The United States ambassador to Cuba, Mike Hammer, visited the town of Puerto Padre in the province of Las Tunas this Tuesday, where he attempted to meet with opposition figure Vladimiro Martín Castellanos, who was detained by State Security shortly before the diplomat's arrival.
In a video shared by the United States Embassy in Cuba (@usembcuba), Hammer is seen arriving at the home where the meeting was to take place. There, he talks to a boy, who conveys the message from his parents:
“They told me to tell him that they arrested him”.
Hammer, visibly surprised, responds calmly:
“Ah, well... you tell him that we stopped by to say hello, to see how they are, that we are worried about him. What do you want to be when you grow up? A doctor, an engineer, a diplomat, a president?”
The boy gasps upon hearing the last word.
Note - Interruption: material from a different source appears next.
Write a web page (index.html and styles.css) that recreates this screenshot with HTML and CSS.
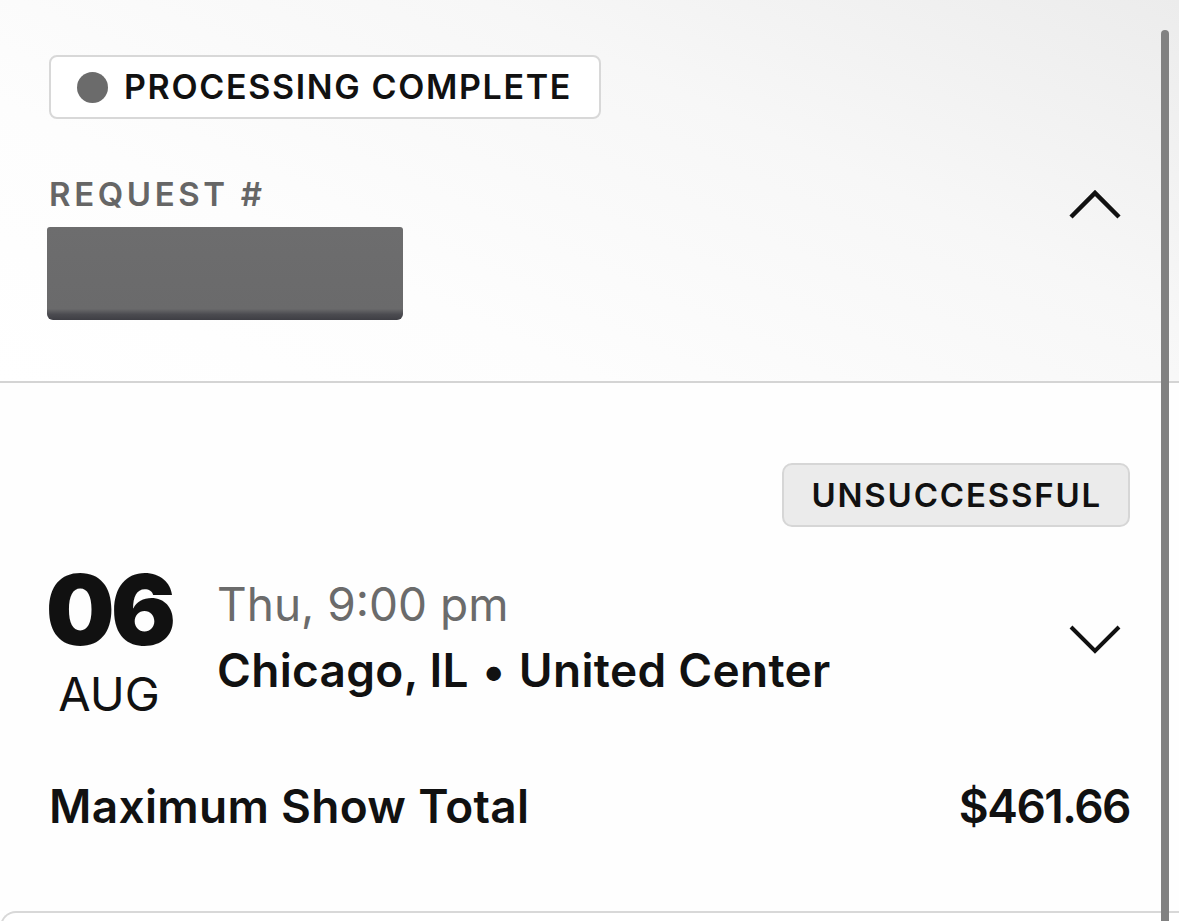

Hammer smiles. The moment, brief and spontaneous, reflects the essence of his close diplomacy, focused on direct contact with everyday Cubans, even amid the regime's harassment.
In the text accompanying the publication, the diplomat condemned the arrests:
"I wanted to visit Vladimiro Martín, but he was detained just before we arrived at his house. At least they released him after we left. This happened to several others who wanted to talk to me. I will continue going wherever I'm invited."
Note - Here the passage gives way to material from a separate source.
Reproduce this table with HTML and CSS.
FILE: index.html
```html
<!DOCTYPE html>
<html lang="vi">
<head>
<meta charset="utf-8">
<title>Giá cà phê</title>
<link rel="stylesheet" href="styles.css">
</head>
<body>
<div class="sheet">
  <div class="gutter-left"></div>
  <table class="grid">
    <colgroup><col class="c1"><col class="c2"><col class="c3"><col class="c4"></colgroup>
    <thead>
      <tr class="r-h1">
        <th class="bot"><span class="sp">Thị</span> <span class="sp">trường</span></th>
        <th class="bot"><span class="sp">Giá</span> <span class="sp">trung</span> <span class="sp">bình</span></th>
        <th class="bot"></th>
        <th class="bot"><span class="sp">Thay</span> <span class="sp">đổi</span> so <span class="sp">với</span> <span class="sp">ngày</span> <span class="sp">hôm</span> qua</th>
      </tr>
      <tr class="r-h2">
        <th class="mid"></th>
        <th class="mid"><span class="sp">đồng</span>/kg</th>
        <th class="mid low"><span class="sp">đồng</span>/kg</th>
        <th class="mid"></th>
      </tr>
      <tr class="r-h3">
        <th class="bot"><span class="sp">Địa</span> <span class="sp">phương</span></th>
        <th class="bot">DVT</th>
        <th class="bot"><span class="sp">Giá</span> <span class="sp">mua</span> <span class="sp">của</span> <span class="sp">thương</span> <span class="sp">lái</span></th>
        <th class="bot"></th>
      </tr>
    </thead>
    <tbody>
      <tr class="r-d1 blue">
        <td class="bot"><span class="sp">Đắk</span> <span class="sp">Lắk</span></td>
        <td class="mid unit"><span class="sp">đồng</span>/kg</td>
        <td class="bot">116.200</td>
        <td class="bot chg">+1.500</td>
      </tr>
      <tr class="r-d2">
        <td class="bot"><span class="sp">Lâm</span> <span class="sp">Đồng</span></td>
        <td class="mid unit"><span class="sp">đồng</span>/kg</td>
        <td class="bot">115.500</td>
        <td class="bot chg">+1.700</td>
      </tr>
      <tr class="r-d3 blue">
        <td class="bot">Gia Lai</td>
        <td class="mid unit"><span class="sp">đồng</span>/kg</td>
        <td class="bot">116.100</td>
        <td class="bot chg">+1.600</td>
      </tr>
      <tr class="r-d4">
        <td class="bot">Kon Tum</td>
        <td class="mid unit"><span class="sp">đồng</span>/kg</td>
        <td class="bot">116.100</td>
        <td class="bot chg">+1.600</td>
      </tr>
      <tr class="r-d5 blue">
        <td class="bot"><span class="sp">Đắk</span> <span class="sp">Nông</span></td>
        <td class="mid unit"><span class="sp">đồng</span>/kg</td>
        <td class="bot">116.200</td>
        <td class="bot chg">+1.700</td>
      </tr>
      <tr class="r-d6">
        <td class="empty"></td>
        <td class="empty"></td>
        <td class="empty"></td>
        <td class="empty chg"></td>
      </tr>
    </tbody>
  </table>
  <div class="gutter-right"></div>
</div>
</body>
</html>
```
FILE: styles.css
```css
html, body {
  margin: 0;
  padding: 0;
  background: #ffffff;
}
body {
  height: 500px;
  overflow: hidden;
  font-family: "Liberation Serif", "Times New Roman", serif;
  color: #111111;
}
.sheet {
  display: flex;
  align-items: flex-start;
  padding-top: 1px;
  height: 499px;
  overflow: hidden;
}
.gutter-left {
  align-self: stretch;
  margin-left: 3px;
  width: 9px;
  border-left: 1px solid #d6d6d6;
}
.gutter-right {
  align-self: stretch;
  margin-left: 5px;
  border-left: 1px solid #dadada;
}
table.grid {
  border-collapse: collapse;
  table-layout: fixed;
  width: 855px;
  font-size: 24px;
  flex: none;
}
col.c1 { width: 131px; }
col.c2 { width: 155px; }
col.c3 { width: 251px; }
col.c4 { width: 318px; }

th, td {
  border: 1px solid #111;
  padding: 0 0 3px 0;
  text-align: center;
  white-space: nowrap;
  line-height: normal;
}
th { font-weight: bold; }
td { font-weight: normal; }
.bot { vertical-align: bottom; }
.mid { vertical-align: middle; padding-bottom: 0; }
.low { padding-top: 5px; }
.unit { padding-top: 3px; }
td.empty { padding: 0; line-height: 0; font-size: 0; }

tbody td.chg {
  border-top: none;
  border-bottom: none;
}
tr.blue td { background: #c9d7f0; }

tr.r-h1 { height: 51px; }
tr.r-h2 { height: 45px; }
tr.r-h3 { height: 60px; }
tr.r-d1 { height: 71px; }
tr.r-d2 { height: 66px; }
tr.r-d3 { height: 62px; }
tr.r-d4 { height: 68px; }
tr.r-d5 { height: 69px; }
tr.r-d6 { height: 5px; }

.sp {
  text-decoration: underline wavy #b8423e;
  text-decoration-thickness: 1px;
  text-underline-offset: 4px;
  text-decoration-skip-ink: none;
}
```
The opposition member was released hours later, along with other monitored or arrested activists in Las Tunas.
The episode occurs following a series of acts of repudiation against Hammer in various provinces, and it highlights the contrast between the openness of the American message and the internal repression that seeks to silence any free dialogue.
In Puerto Padre, that exchange between an ambassador and a child encapsulated, in simple words, a larger question: what does Cuba want to be when it grows up?
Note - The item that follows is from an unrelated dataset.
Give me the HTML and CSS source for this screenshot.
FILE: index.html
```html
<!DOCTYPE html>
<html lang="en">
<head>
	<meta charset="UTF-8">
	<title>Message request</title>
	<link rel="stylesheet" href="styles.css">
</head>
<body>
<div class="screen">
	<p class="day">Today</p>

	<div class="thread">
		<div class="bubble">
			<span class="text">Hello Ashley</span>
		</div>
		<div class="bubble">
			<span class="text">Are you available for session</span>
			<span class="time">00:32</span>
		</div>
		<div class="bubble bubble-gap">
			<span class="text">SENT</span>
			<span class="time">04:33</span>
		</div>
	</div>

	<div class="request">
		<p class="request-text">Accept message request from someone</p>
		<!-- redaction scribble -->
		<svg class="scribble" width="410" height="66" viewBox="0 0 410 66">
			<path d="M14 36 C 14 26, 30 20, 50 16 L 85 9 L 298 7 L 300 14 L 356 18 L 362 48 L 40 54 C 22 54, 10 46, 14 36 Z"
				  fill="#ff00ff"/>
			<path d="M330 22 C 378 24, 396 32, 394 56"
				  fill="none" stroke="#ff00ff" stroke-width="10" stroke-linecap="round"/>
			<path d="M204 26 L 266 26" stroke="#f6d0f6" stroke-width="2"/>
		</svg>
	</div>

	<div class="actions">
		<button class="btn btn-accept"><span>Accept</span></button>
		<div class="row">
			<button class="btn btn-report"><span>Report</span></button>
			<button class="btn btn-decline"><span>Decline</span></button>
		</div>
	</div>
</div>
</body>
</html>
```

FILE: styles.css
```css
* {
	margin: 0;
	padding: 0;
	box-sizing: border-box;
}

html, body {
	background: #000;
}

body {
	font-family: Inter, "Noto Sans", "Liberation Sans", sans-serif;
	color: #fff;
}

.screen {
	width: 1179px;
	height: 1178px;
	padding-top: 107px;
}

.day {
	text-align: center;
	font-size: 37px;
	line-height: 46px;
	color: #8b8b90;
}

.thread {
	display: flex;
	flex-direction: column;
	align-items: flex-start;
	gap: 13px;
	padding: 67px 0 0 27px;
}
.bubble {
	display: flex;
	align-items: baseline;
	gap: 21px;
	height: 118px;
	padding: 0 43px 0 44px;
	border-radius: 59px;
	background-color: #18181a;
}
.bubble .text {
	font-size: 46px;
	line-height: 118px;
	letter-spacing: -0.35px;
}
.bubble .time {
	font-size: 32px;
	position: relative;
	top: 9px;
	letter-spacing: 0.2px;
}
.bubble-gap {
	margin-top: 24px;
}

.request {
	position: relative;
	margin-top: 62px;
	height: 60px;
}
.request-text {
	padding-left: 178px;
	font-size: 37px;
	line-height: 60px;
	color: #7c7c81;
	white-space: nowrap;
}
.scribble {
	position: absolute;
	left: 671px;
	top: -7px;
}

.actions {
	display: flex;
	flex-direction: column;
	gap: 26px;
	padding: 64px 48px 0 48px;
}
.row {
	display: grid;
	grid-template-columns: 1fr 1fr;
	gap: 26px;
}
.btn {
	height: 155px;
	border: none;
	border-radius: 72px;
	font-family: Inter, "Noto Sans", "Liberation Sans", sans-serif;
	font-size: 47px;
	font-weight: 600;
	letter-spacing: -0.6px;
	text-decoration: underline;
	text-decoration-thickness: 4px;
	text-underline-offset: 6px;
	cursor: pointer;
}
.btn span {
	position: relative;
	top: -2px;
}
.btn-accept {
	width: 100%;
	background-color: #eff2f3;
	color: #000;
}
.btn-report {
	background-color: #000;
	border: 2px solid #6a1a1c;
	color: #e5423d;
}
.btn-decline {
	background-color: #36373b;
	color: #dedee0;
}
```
Hammer, architect of the "domino diplomacy" and the bells of hope
Mike Hammer's visit to Puerto Padre, where he attempted to meet with detained opponents, is part of a broader strategy of "proximity diplomacy" that the head of the U.S. mission in Cuba has been developing since his arrival on the island.
In recent months, the diplomat has favored a form of direct and symbolic interaction with Cubans, moving away from protocol and filled with gestures that appeal to empathy and everyday life.
This Sunday, in Camagüey, Hammer shared a video from the bell tower of the Cathedral of Our Lady of Candelaria, on the day honoring the patron saint of the city, with an uplifting message: “Here the bells ring in Camagüey! How beautiful! What could it mean?”
That ringing, interpreted by many as a metaphor for rebirth and faith amid political darkness, coincided with the beginning of a discursive shift in the Cuban regime, which for the first time avoided mentioning the "blockade" and offered cooperation to Washington.
Months earlier, in May 2025, Hammer had already surprised the country by sitting down to play dominoes in the street with Camagüeyan teenagers, a scene that circled the globe as a symbol of his "ground-level" diplomacy style.
That image—a foreign ambassador sharing a national game with Cuban boys—was interpreted as a form of "domino diplomacy," a descendant of the famous "ping pong diplomacy" that brought the United States and China closer together in the 1970s.
Since then, his journey through the provinces, his dialogue with opponents, his presence in Catholic churches, and his encounters with ordinary citizens have become an alternative narrative to the official discourse of the regime.
While Havana seeks to project pragmatism and controlled openness, Hammer embodies a humanized diplomacy, grounded in contact, listening, and closeness to the people.
His dialogue with a child in Las Tunas—asking, “What do you want to be when you grow up?”—captures that philosophy: the attempt to engage with the future of Cuba, even when the present tries to silence it.